GOAL OF THE EXERCISE: Output the material beneath this task exactly, images excluded.

STORED DATA:
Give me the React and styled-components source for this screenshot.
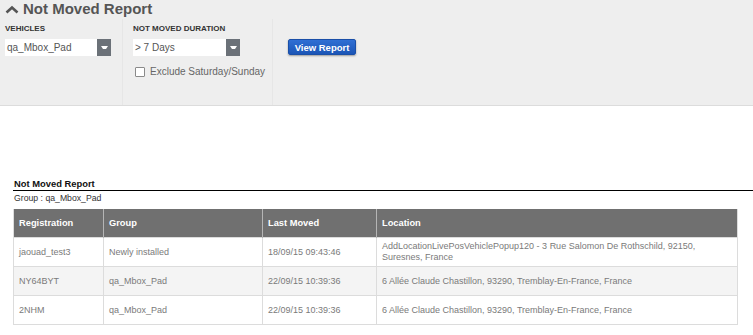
import React from "react";
import styled, { createGlobalStyle } from "styled-components";

const Global = createGlobalStyle`
  html, body { margin: 0; padding: 0; background: #fff; }
  body { font-family: "Liberation Sans", Arial, sans-serif; width: 753px; overflow: hidden; }
  * { box-sizing: border-box; }
`;

const Panel = styled.div`
  background: #eeeeee;
  height: 106px;
  border-bottom: 1px solid #dcdcdc;
  display: flex;
  flex-direction: column;
`;

const TitleRow = styled.div`
  height: 20px;
  display: flex;
  align-items: center;
  gap: 4px;
  padding-left: 5px;
  margin-top: -1px;
`;

const Title = styled.h1`
  margin: 0;
  font-size: 15px;
  font-weight: bold;
  color: #555;
  line-height: 18px;
`;

const Filters = styled.div`
  display: flex;
  flex: 1;
`;

const Column = styled.div`
  width: ${(p) => p.$w}px;
  padding: 4px 0 0 ${(p) => p.$pl}px;
  border-right: ${(p) => (p.$last ? "none" : "1px solid #e6e6e6")};
  display: flex;
  flex-direction: column;
`;

const Label = styled.div`
  font-size: 8px;
  font-weight: bold;
  color: #333;
  line-height: 10px;
  height: 10px;
  margin-top: 1px;
  margin-bottom: 5px;
`;

const Select = styled.div`
  width: ${(p) => p.$w}px;
  height: 17px;
  background: #fff;
  display: flex;
  align-items: center;
  justify-content: space-between;
  font-size: 10px;
  color: #555;
  padding-left: 2px;
`;

const Arrow = styled.div`
  width: 14px;
  height: 17px;
  background: #6b7178;
  display: flex;
  align-items: center;
  justify-content: center;
`;

const CheckRow = styled.label`
  display: flex;
  align-items: center;
  gap: 5px;
  margin-top: 10px;
  padding-left: 2px;
  font-size: 10px;
  color: #666;
`;

const Box = styled.span`
  width: 10px;
  height: 10px;
  border: 1px solid #8a8a8a;
  border-radius: 1px;
  background: #fff;
`;

const Button = styled.button`
  margin-top: 16px;
  width: 68px;
  height: 16px;
  padding: 0;
  border: 1px solid #1a4fa8;
  border-radius: 2px;
  background: linear-gradient(#2f6fd4, #1b55b6);
  color: #fff;
  font-family: "Liberation Sans", Arial, sans-serif;
  font-weight: bold;
  font-size: 9.5px;
  box-shadow: 0 1px 2px rgba(0, 0, 0, 0.35);
`;

const Report = styled.div`
  margin-top: 72px;
  padding-left: 13px;
`;

const ReportTitle = styled.div`
  font-size: 9.4px;
  font-weight: bold;
  color: #111;
  line-height: 11px;
  padding-left: 1px;
  padding-bottom: 1px;
  border-bottom: 1px solid #000;
`;

const GroupLine = styled.div`
  font-size: 8.7px;
  color: #333;
  line-height: 11px;
  padding: 2px 0 0 1px;
  margin-bottom: 5px;
`;

const Table = styled.table`
  width: 724px;
  border-collapse: collapse;
  table-layout: fixed;
  font-size: 9px;
`;

const Th = styled.th`
  background: #707070;
  color: #fff;
  font-weight: bold;
  font-size: 9.3px;
  text-align: left;
  height: 28px;
  padding: 0 5px;
  border-left: 1px solid #b5b5b5;
  border-right: 1px solid #b5b5b5;
  &:first-child { border-left-color: #ddd; }
  &:last-child { border-right-color: #ddd; }
`;

const Tr = styled.tr`
  background: ${(p) => (p.$alt ? "#f4f4f4" : "#fff")};
`;

const Td = styled.td`
  color: #7a7a7a;
  height: 29px;
  padding: 2px 5px 1px;
  line-height: 11px;
  border: 1px solid #dcdcdc;
  vertical-align: middle;
`;

const rows = [
  ["jaouad_test3", "Newly installed", "18/09/15 09:43:46", "AddLocationLivePosVehiclePopup120 - 3 Rue Salomon De Rothschild, 92150, Suresnes, France"],
  ["NY64BYT", "qa_Mbox_Pad", "22/09/15 10:39:36", "6 Allée Claude Chastillon, 93290, Tremblay-En-France, France"],
  ["2NHM", "qa_Mbox_Pad", "22/09/15 10:39:36", "6 Allée Claude Chastillon, 93290, Tremblay-En-France, France"],
];

const Caret = () => (
  <svg width="7" height="4" viewBox="0 0 7 4">
    <path d="M0 0 H7 L5 3 H2 Z" fill="#fff" />
  </svg>
);

export default function App() {
  return (
    <>
      <Global />
      <Panel>
        <TitleRow>
          <svg width="14" height="9" viewBox="0 0 14 9">
            <polyline points="1.5,7.5 7,2.5 12.5,7.5" fill="none" stroke="#555" strokeWidth="2.6" />
          </svg>
          <Title>Not Moved Report</Title>
        </TitleRow>
        <Filters>
          <Column $w={123} $pl={5}>
            <Label>VEHICLES</Label>
            <Select $w={106}>
              qa_Mbox_Pad
              <Arrow><Caret /></Arrow>
            </Select>
          </Column>
          <Column $w={150} $pl={10}>
            <Label>NOT MOVED DURATION</Label>
            <Select $w={107}>
              &gt; 7 Days
              <Arrow><Caret /></Arrow>
            </Select>
            <CheckRow>
              <Box />
              Exclude Saturday/Sunday
            </CheckRow>
          </Column>
          <Column $w={200} $pl={15} $last>
            <Button>View Report</Button>
          </Column>
        </Filters>
      </Panel>
      <Report>
        <ReportTitle>Not Moved Report</ReportTitle>
        <GroupLine>Group : qa_Mbox_Pad</GroupLine>
        <Table>
          <colgroup>
            <col style={{ width: 90 }} />
            <col style={{ width: 159 }} />
            <col style={{ width: 114 }} />
            <col style={{ width: 361 }} />
          </colgroup>
          <thead>
            <tr>
              <Th>Registration</Th>
              <Th>Group</Th>
              <Th>Last Moved</Th>
              <Th>Location</Th>
            </tr>
          </thead>
          <tbody>
            {rows.map((r, i) => (
              <Tr key={i} $alt={i % 2 === 1}>
                {r.map((c, j) => (
                  <Td key={j}>{c}</Td>
                ))}
              </Tr>
            ))}
          </tbody>
        </Table>
      </Report>
    </>
  );
}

ANSWER FOR THIS EXERCISE:
Give me the React and styled-components source for this screenshot.
import React from "react";
import styled, { createGlobalStyle } from "styled-components";

const Global = createGlobalStyle`
  html, body { margin: 0; padding: 0; background: #fff; }
  body { font-family: "Liberation Sans", Arial, sans-serif; width: 753px; overflow: hidden; }
  * { box-sizing: border-box; }
`;

const Panel = styled.div`
  background: #eeeeee;
  height: 106px;
  border-bottom: 1px solid #dcdcdc;
  display: flex;
  flex-direction: column;
`;

const TitleRow = styled.div`
  height: 20px;
  display: flex;
  align-items: center;
  gap: 4px;
  padding-left: 5px;
  margin-top: -1px;
`;

const Title = styled.h1`
  margin: 0;
  font-size: 15px;
  font-weight: bold;
  color: #555;
  line-height: 18px;
`;

const Filters = styled.div`
  display: flex;
  flex: 1;
`;

const Column = styled.div`
  width: ${(p) => p.$w}px;
  padding: 4px 0 0 ${(p) => p.$pl}px;
  border-right: ${(p) => (p.$last ? "none" : "1px solid #e6e6e6")};
  display: flex;
  flex-direction: column;
`;

const Label = styled.div`
  font-size: 8px;
  font-weight: bold;
  color: #333;
  line-height: 10px;
  height: 10px;
  margin-top: 1px;
  margin-bottom: 5px;
`;

const Select = styled.div`
  width: ${(p) => p.$w}px;
  height: 17px;
  background: #fff;
  display: flex;
  align-items: center;
  justify-content: space-between;
  font-size: 10px;
  color: #555;
  padding-left: 2px;
`;

const Arrow = styled.div`
  width: 14px;
  height: 17px;
  background: #6b7178;
  display: flex;
  align-items: center;
  justify-content: center;
`;

const CheckRow = styled.label`
  display: flex;
  align-items: center;
  gap: 5px;
  margin-top: 10px;
  padding-left: 2px;
  font-size: 10px;
  color: #666;
`;

const Box = styled.span`
  width: 10px;
  height: 10px;
  border: 1px solid #8a8a8a;
  border-radius: 1px;
  background: #fff;
`;

const Button = styled.button`
  margin-top: 16px;
  width: 68px;
  height: 16px;
  padding: 0;
  border: 1px solid #1a4fa8;
  border-radius: 2px;
  background: linear-gradient(#2f6fd4, #1b55b6);
  color: #fff;
  font-family: "Liberation Sans", Arial, sans-serif;
  font-weight: bold;
  font-size: 9.5px;
  box-shadow: 0 1px 2px rgba(0, 0, 0, 0.35);
`;

const Report = styled.div`
  margin-top: 72px;
  padding-left: 13px;
`;

const ReportTitle = styled.div`
  font-size: 9.4px;
  font-weight: bold;
  color: #111;
  line-height: 11px;
  padding-left: 1px;
  padding-bottom: 1px;
  border-bottom: 1px solid #000;
`;

const GroupLine = styled.div`
  font-size: 8.7px;
  color: #333;
  line-height: 11px;
  padding: 2px 0 0 1px;
  margin-bottom: 5px;
`;

const Table = styled.table`
  width: 724px;
  border-collapse: collapse;
  table-layout: fixed;
  font-size: 9px;
`;

const Th = styled.th`
  background: #707070;
  color: #fff;
  font-weight: bold;
  font-size: 9.3px;
  text-align: left;
  height: 28px;
  padding: 0 5px;
  border-left: 1px solid #b5b5b5;
  border-right: 1px solid #b5b5b5;
  &:first-child { border-left-color: #ddd; }
  &:last-child { border-right-color: #ddd; }
`;

const Tr = styled.tr`
  background: ${(p) => (p.$alt ? "#f4f4f4" : "#fff")};
`;

const Td = styled.td`
  color: #7a7a7a;
  height: 29px;
  padding: 2px 5px 1px;
  line-height: 11px;
  border: 1px solid #dcdcdc;
  vertical-align: middle;
`;

const rows = [
  ["jaouad_test3", "Newly installed", "18/09/15 09:43:46", "AddLocationLivePosVehiclePopup120 - 3 Rue Salomon De Rothschild, 92150, Suresnes, France"],
  ["NY64BYT", "qa_Mbox_Pad", "22/09/15 10:39:36", "6 Allée Claude Chastillon, 93290, Tremblay-En-France, France"],
  ["2NHM", "qa_Mbox_Pad", "22/09/15 10:39:36", "6 Allée Claude Chastillon, 93290, Tremblay-En-France, France"],
];

const Caret = () => (
  <svg width="7" height="4" viewBox="0 0 7 4">
    <path d="M0 0 H7 L5 3 H2 Z" fill="#fff" />
  </svg>
);

export default function App() {
  return (
    <>
      <Global />
      <Panel>
        <TitleRow>
          <svg width="14" height="9" viewBox="0 0 14 9">
            <polyline points="1.5,7.5 7,2.5 12.5,7.5" fill="none" stroke="#555" strokeWidth="2.6" />
          </svg>
          <Title>Not Moved Report</Title>
        </TitleRow>
        <Filters>
          <Column $w={123} $pl={5}>
            <Label>VEHICLES</Label>
            <Select $w={106}>
              qa_Mbox_Pad
              <Arrow><Caret /></Arrow>
            </Select>
          </Column>
          <Column $w={150} $pl={10}>
            <Label>NOT MOVED DURATION</Label>
            <Select $w={107}>
              &gt; 7 Days
              <Arrow><Caret /></Arrow>
            </Select>
            <CheckRow>
              <Box />
              Exclude Saturday/Sunday
            </CheckRow>
          </Column>
          <Column $w={200} $pl={15} $last>
            <Button>View Report</Button>
          </Column>
        </Filters>
      </Panel>
      <Report>
        <ReportTitle>Not Moved Report</ReportTitle>
        <GroupLine>Group : qa_Mbox_Pad</GroupLine>
        <Table>
          <colgroup>
            <col style={{ width: 90 }} />
            <col style={{ width: 159 }} />
            <col style={{ width: 114 }} />
            <col style={{ width: 361 }} />
          </colgroup>
          <thead>
            <tr>
              <Th>Registration</Th>
              <Th>Group</Th>
              <Th>Last Moved</Th>
              <Th>Location</Th>
            </tr>
          </thead>
          <tbody>
            {rows.map((r, i) => (
              <Tr key={i} $alt={i % 2 === 1}>
                {r.map((c, j) => (
                  <Td key={j}>{c}</Td>
                ))}
              </Tr>
            ))}
          </tbody>
        </Table>
      </Report>
    </>
  );
}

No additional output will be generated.